Let us start from the end. Twisted provides an entire infrastructure for authentication, designed to be as generic as possible. This infrastructure is not limited to SSH but can be reused for a web server, for example. The Twisted documentation provides a complete introduction to this system. The centerpiece is the Portal object. It interacts with the protocol to obtain the user’s identification elements. It then submits them to various verification mechanisms. Here, we instantiated only one: password verification with an in-memory database stored in a dictionary. Once the user is authenticated, the Portal object contacts a Realm object that must return an avatar—a representation of the user adapted to the requested context (here an SSH user).

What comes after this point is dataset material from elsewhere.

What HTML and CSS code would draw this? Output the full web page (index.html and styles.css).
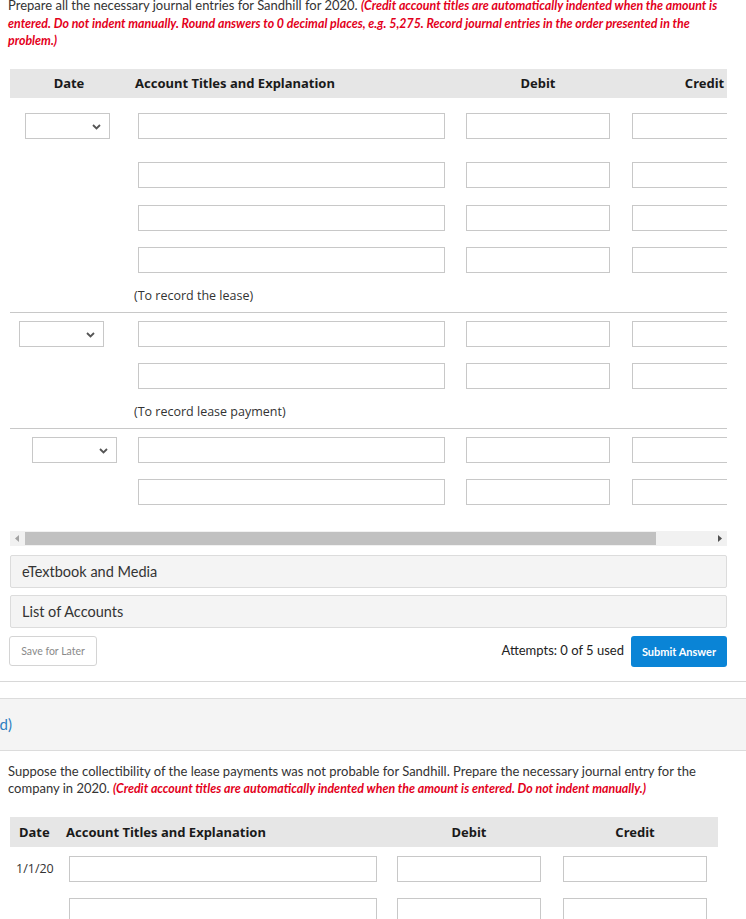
FILE: index.html
```html
<!DOCTYPE html>
<html>
<head>
<meta charset="utf-8">
<link rel="stylesheet" href="styles.css">
</head>
<body>
<p class="intro">Prepare all the necessary journal entries for Sandhill for 2020. <em class="warn">(Credit account titles are automatically indented when the amount is entered. Do not indent manually. Round answers to 0 decimal places, e.g. 5,275. Record journal entries in the order presented in the problem.)</em></p>

<div class="part">
  <div class="jtable">
    <div class="jhead">
      <div class="h-date">Date</div>
      <div class="h-acct">Account Titles and Explanation</div>
      <div class="h-debit">Debit</div>
      <div class="h-credit">Credit</div>
    </div>

    <div class="row r1">
      <div class="c-date"><div class="sel sel-a"><svg class="chev" width="9" height="6" viewBox="0 0 9 6"><path d="M1 1 L4.5 4.5 L8 1" fill="none" stroke="#555" stroke-width="1.8"/></svg></div></div>
      <div class="inp acct"></div><div class="inp num debit"></div><div class="inp num credit"></div>
    </div>
    <div class="row r2">
      <div class="c-date"></div>
      <div class="inp acct"></div><div class="inp num debit"></div><div class="inp num credit"></div>
    </div>
    <div class="row r3">
      <div class="c-date"></div>
      <div class="inp acct"></div><div class="inp num debit"></div><div class="inp num credit"></div>
    </div>
    <div class="row r4">
      <div class="c-date"></div>
      <div class="inp acct"></div><div class="inp num debit"></div><div class="inp num credit"></div>
    </div>
    <div class="memo">(To record the lease)</div>

    <div class="row r5">
      <div class="c-date"><div class="sel sel-b"><svg class="chev" width="9" height="6" viewBox="0 0 9 6"><path d="M1 1 L4.5 4.5 L8 1" fill="none" stroke="#555" stroke-width="1.8"/></svg></div></div>
      <div class="inp acct"></div><div class="inp num debit"></div><div class="inp num credit"></div>
    </div>
    <div class="row r6">
      <div class="c-date"></div>
      <div class="inp acct"></div><div class="inp num debit"></div><div class="inp num credit"></div>
    </div>
    <div class="memo">(To record lease payment)</div>

    <div class="row r5">
      <div class="c-date"><div class="sel sel-c"><svg class="chev" width="9" height="6" viewBox="0 0 9 6"><path d="M1 1 L4.5 4.5 L8 1" fill="none" stroke="#555" stroke-width="1.8"/></svg></div></div>
      <div class="inp acct"></div><div class="inp num debit"></div><div class="inp num credit"></div>
    </div>
    <div class="row r6">
      <div class="c-date"></div>
      <div class="inp acct"></div><div class="inp num debit"></div><div class="inp num credit"></div>
    </div>
  </div>

  <div class="hscroll">
    <svg class="arr" width="6" height="7" viewBox="0 0 6 7"><path d="M5 0 L5 7 L1 3.5 Z" fill="#a3a3a3"/></svg>
    <div class="thumb"></div>
    <svg class="arr arr-r" width="6" height="7" viewBox="0 0 6 7"><path d="M1 0 L1 7 L5 3.5 Z" fill="#505050"/></svg>
  </div>

  <div class="panel p1">eTextbook and Media</div>
  <div class="panel p2">List of Accounts</div>

  <div class="actions">
    <button class="btn-save">Save for Later</button>
    <div class="attempts">Attempts: 0 of 5 used</div>
    <button class="btn-submit">Submit Answer</button>
  </div>
</div>

<div class="rule"></div>

<div class="band"><span class="band-label">(d)</span></div>

<p class="intro2">Suppose the collectibility of the lease payments was not probable for Sandhill. Prepare the necessary journal entry for the company in 2020. <em class="warn">(Credit account titles are automatically indented when the amount is entered. Do not indent manually.)</em></p>

<div class="jtable2">
  <div class="jhead2">
    <div class="h2-date">Date</div>
    <div class="h2-acct">Account Titles and Explanation</div>
    <div class="h2-debit">Debit</div>
    <div class="h2-credit">Credit</div>
  </div>
  <div class="row2 first">
    <div class="d2">1/1/20</div>
    <div class="inp acct2"></div><div class="inp num2 debit2"></div><div class="inp num2 credit2"></div>
  </div>
  <div class="row2 second">
    <div class="d2"></div>
    <div class="inp acct2"></div><div class="inp num2 debit2"></div><div class="inp num2 credit2"></div>
  </div>
</div>
</body>
</html>
```

FILE: styles.css
```css
html, body {
  margin: 0;
  padding: 0;
  background: #fff;
  width: 746px;
  height: 919px;
  overflow: hidden;
}
body {
  font-family: Lato, "Open Sans", sans-serif;
  color: #333;
  font-size: 13px;
}
.intro {
  margin: -3px 0 0 8px;
  width: 720px;
  line-height: 17.5px;
  font-size: 13px;
  color: #333;
}
.warn {
  color: #e3001b;
  font-weight: bold;
  font-style: italic;
  font-size: 12.4px;
}
.part {
  margin-left: 10px;
  width: 717px;
}
.jtable {
  width: 717px;
  overflow: hidden;
  margin-top: 19px;
}
.jhead {
  display: flex;
  align-items: center;
  height: 29px;
  background: #e6e6e6;
  font-family: "Noto Sans", "DejaVu Sans", sans-serif;
  font-weight: bold;
  font-size: 13px;
  color: #1a1a1a;
  width: 717px;
}
.h-date { width: 118px; text-align: center; flex: none; }
.h-acct { margin-left: 7px; width: 310px; flex: none; }
.h-debit { margin-left: 21px; width: 144px; text-align: center; flex: none; }
.h-credit { margin-left: 22px; width: 145px; text-align: center; flex: none; }

.row {
  display: flex;
  align-items: center;
  height: 26px;
  width: 900px;
}
.r1 { margin-top: 15px; }
.r2 { margin-top: 23px; }
.r3 { margin-top: 17px; }
.r4 { margin-top: 16px; }
.r5 { margin-top: 8px; }
.r6 { margin-top: 16px; }

.c-date { width: 118px; flex: none; height: 26px; }
.sel {
  width: 85px;
  height: 26px;
  box-sizing: border-box;
  border: 1px solid #c8c8c8;
  background: #fff;
  position: relative;
}
.sel-a { margin-left: 15px; }
.sel-b { margin-left: 9px; }
.sel-c { margin-left: 22px; }
.chev {
  position: absolute;
  right: 8px;
  top: 10px;
}
.inp {
  height: 26px;
  box-sizing: border-box;
  border: 1px solid #c8c8c8;
  background: #fff;
  flex: none;
}
.acct { margin-left: 10px; width: 307px; }
.num { width: 144px; }
.debit { margin-left: 21px; }
.credit { margin-left: 22px; width: 145px; }

.memo {
  font-family: "Open Sans", sans-serif;
  font-size: 12.5px;
  color: #333;
  height: 18px;
  line-height: 18px;
  margin-top: 14px;
  padding-left: 124px;
  padding-bottom: 7px;
  border-bottom: 1px solid #c8c8c8;
}

.hscroll {
  margin-top: 26px;
  height: 15px;
  background: #f1f1f1;
  display: flex;
  align-items: center;
}
.arr { flex: none; margin-left: 4px; }
.thumb {
  margin-left: 5px;
  width: 631px;
  height: 13px;
  background: #c1c1c1;
}
.arr-r { margin-left: 61px; }

.panel {
  box-sizing: border-box;
  height: 33px;
  border: 1px solid #dcdcdc;
  border-radius: 2px;
  background: #f4f4f4;
  font-size: 14.5px;
  color: #333;
  padding-left: 11px;
  line-height: 31px;
}
.p1 { margin-top: 9px; }
.p2 { margin-top: 7px; }

.actions {
  margin-top: 8px;
  height: 31px;
  display: flex;
  align-items: center;
}
.btn-save {
  margin-left: -1px;
  width: 88px;
  height: 30px;
  box-sizing: border-box;
  background: #fff;
  border: 1px solid #d4d4d4;
  border-radius: 3px;
  font-family: Lato, sans-serif;
  font-size: 10.5px;
  color: #8a8a8a;
  padding: 0;
}
.attempts {
  margin-left: auto;
  font-size: 13px;
  color: #222;
  margin-right: 7px;
  margin-top: -3px;
}
.btn-submit {
  width: 96px;
  height: 31px;
  background: #0a84d6;
  color: #fff;
  border: none;
  border-radius: 3px;
  font-family: Lato, sans-serif;
  font-weight: bold;
  font-size: 11px;
  padding: 0;
}

.rule {
  margin-top: 14px;
  height: 0;
  border-top: 1px solid #d8d8d8;
}
.band {
  margin-top: 16px;
  height: 51px;
  border-top: 1px solid #dcdcdc;
  border-bottom: 1px solid #dcdcdc;
  background: #f4f4f4;
  display: flex;
  align-items: center;
}
.band-label {
  margin-left: -4px;
  font-size: 15px;
  color: #2f7fc1;
}
.intro2 {
  margin: 12px 0 0 8px;
  width: 700px;
  line-height: 17.5px;
  font-size: 13px;
  color: #333;
}

.jtable2 {
  margin-left: 10px;
  width: 708px;
  margin-top: 19px;
}
.jhead2 {
  display: flex;
  align-items: center;
  height: 30px;
  background: #e6e6e6;
  font-family: "Noto Sans", "DejaVu Sans", sans-serif;
  font-weight: bold;
  font-size: 13px;
  color: #1a1a1a;
}
.h2-date { margin-left: 9px; width: 47px; flex: none; }
.h2-acct { width: 320px; flex: none; }
.h2-debit { margin-left: 11px; width: 144px; text-align: center; flex: none; }
.h2-credit { margin-left: 22px; width: 144px; text-align: center; flex: none; }

.row2 {
  display: flex;
  align-items: center;
  height: 26px;
}
.row2.first { margin-top: 9px; }
.row2.second { margin-top: 16px; }
.d2 {
  width: 59px;
  flex: none;
  padding-left: 6px;
  box-sizing: border-box;
  font-family: "Open Sans", sans-serif;
  font-size: 12.5px;
  color: #333;
}
.acct2 { width: 308px; }
.num2 { width: 144px; }
.debit2 { margin-left: 20px; }
.credit2 { margin-left: 22px; }
```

We therefore instantiate various objects to build the Factory object that will be used to construct the service. During instantiation, we find an opportunity to attach our protocol. It is nearly identical to the protocol used for plaintext and SSL connections. The transport is replaced by a terminal that requires some additional precautions. Since the terminal is cleared before closing the connection, we accept multiple commands and add a quit command.

Conch is considered one of Twisted’s most complex modules. It is currently undergoing significant refactoring to make it more consistent with other modules. Still, we managed to write our SSH server in a few lines. We now have a secure application supporting password authentication that we can extend to also support key-based authentication.

Conclusion#

Python is a first-class language for writing any type of network application. Its standard library covers both high-level and low-level primitives, close to those offered in C. Many third-party contributions enrich existing capabilities by supporting additional protocols.

Combined with the productivity and readability that characterize Python, these capabilities let you design applications that directly or indirectly leverage the network.

For ambitious projects, take a look at Twisted. If you adapt to the asynchronous paradigm, it will reward you with its versatility and robustness.